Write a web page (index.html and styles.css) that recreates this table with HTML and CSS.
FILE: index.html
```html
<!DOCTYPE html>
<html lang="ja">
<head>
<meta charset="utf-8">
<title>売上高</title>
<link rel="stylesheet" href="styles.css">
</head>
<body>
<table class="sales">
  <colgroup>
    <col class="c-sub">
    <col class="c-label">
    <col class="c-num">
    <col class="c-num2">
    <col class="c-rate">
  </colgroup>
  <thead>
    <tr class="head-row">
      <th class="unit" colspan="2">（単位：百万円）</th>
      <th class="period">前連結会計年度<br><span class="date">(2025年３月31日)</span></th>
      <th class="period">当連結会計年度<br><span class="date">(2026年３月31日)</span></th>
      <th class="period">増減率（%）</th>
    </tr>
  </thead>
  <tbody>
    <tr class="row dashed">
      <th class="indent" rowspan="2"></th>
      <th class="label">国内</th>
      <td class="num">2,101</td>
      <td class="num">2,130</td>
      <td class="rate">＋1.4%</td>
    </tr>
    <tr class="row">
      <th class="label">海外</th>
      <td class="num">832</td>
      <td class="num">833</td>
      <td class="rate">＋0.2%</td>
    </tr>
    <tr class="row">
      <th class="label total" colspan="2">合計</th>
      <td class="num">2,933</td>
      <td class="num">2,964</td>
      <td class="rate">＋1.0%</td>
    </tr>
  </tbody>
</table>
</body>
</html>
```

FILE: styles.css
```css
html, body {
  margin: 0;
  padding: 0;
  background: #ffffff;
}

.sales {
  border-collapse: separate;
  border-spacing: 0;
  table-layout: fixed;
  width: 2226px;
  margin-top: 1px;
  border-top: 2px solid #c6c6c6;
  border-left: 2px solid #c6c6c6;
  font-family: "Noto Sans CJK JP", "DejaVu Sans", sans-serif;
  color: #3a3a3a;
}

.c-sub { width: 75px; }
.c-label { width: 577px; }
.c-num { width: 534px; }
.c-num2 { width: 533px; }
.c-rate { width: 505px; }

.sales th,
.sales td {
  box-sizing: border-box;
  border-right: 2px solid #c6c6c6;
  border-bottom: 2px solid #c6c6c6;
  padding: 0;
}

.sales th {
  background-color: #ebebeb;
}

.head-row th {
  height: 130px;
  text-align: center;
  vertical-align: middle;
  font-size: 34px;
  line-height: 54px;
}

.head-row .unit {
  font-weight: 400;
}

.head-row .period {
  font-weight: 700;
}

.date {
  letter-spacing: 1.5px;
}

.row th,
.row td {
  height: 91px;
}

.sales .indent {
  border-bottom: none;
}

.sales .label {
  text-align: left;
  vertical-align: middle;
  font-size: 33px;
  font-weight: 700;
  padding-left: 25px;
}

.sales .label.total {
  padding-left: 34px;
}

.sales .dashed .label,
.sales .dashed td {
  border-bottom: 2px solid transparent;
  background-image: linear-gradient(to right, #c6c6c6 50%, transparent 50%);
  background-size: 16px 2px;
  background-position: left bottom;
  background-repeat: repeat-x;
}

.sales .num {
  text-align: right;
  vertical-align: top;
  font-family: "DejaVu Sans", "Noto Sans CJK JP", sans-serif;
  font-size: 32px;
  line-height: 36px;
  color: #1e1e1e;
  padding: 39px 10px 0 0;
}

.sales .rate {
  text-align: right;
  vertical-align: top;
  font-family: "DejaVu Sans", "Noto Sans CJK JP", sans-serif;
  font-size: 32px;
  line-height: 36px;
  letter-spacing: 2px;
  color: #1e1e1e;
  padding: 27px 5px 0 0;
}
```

--------------------------------

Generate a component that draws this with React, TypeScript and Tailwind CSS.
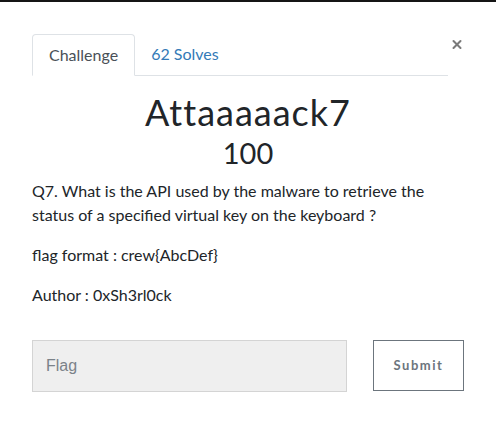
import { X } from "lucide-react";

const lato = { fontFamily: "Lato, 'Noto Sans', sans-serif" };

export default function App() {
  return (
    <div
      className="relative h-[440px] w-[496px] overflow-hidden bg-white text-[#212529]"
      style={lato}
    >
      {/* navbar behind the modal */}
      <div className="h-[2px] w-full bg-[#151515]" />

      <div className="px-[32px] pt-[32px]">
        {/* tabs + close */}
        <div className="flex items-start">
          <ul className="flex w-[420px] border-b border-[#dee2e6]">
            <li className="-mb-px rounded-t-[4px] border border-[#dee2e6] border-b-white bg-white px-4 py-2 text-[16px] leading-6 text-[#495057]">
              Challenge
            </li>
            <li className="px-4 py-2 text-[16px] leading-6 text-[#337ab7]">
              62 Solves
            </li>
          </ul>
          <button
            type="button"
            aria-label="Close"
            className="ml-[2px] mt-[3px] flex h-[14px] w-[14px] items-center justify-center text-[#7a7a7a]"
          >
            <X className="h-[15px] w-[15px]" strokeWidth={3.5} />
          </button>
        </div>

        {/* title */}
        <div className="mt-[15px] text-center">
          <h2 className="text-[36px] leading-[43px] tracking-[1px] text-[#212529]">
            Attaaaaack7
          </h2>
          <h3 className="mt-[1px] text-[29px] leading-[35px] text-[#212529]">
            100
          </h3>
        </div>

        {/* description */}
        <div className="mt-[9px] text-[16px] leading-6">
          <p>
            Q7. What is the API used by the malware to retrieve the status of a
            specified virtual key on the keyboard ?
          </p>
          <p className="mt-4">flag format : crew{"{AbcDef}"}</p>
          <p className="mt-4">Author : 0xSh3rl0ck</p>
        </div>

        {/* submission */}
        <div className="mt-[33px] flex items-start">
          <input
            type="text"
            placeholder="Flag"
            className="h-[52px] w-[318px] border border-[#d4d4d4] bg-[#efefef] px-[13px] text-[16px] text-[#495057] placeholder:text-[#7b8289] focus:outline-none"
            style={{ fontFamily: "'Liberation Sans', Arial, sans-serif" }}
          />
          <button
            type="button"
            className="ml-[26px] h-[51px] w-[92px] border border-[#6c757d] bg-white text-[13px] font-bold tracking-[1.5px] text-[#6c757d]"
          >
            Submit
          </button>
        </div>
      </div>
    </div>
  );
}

--------------------------------

▶ _Work to complete_
Identify every line holding the word "index" and copy it out.

▶ _Result_
Write a web page (index.html and styles.css) that recreates this table with HTML and CSS.
FILE: index.html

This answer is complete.